=== DATA PROVIDED ===

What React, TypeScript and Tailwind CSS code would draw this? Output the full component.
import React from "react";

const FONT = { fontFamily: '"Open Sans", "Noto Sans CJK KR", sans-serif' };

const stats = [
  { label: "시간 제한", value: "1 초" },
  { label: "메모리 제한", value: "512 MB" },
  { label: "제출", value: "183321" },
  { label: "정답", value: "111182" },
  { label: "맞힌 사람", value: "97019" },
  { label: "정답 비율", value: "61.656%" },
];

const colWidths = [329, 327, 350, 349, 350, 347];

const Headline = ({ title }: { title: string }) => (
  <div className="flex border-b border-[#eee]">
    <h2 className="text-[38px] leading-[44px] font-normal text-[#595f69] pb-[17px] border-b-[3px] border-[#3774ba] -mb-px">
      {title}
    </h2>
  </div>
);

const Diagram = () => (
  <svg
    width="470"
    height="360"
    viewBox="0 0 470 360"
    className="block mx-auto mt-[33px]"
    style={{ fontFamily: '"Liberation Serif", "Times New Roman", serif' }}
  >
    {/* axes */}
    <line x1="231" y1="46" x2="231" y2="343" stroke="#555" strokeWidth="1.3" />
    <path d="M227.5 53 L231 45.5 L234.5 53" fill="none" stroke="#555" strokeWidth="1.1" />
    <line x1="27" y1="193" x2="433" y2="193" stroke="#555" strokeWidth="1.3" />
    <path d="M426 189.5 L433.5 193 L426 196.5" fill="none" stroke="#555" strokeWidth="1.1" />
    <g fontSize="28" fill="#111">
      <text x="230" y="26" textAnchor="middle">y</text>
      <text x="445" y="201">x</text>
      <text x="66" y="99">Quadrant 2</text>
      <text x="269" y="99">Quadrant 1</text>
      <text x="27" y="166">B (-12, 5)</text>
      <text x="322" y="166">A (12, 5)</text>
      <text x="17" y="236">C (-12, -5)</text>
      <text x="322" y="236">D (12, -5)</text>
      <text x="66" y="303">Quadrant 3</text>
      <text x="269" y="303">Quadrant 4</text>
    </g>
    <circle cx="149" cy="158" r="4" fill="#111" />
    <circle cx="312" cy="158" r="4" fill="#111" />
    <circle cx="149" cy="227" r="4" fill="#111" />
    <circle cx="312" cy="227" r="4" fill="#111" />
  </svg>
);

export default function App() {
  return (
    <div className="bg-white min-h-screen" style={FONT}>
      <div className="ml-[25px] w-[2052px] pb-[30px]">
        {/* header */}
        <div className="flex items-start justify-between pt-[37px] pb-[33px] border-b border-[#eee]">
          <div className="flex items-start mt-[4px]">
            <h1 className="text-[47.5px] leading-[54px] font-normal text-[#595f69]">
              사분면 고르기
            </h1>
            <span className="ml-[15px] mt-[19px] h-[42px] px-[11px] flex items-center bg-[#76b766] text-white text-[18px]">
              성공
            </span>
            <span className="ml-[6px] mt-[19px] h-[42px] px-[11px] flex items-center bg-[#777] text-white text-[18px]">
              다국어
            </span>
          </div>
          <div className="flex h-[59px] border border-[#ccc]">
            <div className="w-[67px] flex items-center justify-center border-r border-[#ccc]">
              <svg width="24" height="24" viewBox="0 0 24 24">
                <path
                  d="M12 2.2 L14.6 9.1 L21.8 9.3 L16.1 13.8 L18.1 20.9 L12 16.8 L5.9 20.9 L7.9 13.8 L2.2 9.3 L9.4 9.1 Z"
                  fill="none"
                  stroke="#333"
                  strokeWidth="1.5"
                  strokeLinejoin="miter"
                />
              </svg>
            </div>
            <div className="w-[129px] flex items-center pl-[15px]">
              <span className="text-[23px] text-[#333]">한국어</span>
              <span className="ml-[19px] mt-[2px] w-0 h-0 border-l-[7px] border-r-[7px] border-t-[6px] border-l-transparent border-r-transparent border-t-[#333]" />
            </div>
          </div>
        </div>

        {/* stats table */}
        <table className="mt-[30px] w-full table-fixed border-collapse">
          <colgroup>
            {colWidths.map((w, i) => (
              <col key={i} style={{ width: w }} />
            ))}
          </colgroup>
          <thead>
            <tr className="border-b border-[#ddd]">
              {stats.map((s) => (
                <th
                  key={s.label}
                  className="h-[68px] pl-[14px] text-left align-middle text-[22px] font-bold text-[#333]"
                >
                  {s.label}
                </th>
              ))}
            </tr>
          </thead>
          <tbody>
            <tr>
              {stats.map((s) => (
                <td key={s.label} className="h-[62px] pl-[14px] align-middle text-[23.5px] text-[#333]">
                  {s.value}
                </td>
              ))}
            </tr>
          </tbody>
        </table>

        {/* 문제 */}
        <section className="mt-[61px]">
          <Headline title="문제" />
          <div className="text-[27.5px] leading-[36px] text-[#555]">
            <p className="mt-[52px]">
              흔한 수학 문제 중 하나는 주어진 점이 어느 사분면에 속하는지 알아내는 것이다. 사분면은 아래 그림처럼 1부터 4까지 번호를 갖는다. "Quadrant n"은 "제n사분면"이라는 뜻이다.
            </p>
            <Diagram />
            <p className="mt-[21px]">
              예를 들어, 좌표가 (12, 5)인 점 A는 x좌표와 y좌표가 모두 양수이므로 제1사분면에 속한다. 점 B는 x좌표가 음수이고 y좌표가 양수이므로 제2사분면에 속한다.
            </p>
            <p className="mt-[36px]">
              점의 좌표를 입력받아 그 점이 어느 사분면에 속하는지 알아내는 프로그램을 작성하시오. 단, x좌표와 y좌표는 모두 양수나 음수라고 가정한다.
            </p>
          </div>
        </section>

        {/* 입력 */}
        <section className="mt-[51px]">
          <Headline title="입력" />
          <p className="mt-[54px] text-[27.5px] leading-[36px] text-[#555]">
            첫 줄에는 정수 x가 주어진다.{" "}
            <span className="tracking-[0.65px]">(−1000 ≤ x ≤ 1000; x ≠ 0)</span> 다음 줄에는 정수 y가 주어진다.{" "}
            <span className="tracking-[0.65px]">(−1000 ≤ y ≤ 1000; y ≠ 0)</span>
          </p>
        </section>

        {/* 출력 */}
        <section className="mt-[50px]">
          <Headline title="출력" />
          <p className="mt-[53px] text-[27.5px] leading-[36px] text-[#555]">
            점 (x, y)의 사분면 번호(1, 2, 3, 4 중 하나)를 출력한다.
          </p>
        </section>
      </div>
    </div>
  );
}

=== WHAT TO PRODUCE ===
Return exactly the lines from the beginning of the data above through the one containing "const colWidths = [329, 327, 350, 349, 350, 347];", please. Include both end lines and add nothing else.

=== FINAL ANSWER ===
What React, TypeScript and Tailwind CSS code would draw this? Output the full component.
import React from "react";

const FONT = { fontFamily: '"Open Sans", "Noto Sans CJK KR", sans-serif' };

const stats = [
  { label: "시간 제한", value: "1 초" },
  { label: "메모리 제한", value: "512 MB" },
  { label: "제출", value: "183321" },
  { label: "정답", value: "111182" },
  { label: "맞힌 사람", value: "97019" },
  { label: "정답 비율", value: "61.656%" },
];

const colWidths = [329, 327, 350, 349, 350, 347];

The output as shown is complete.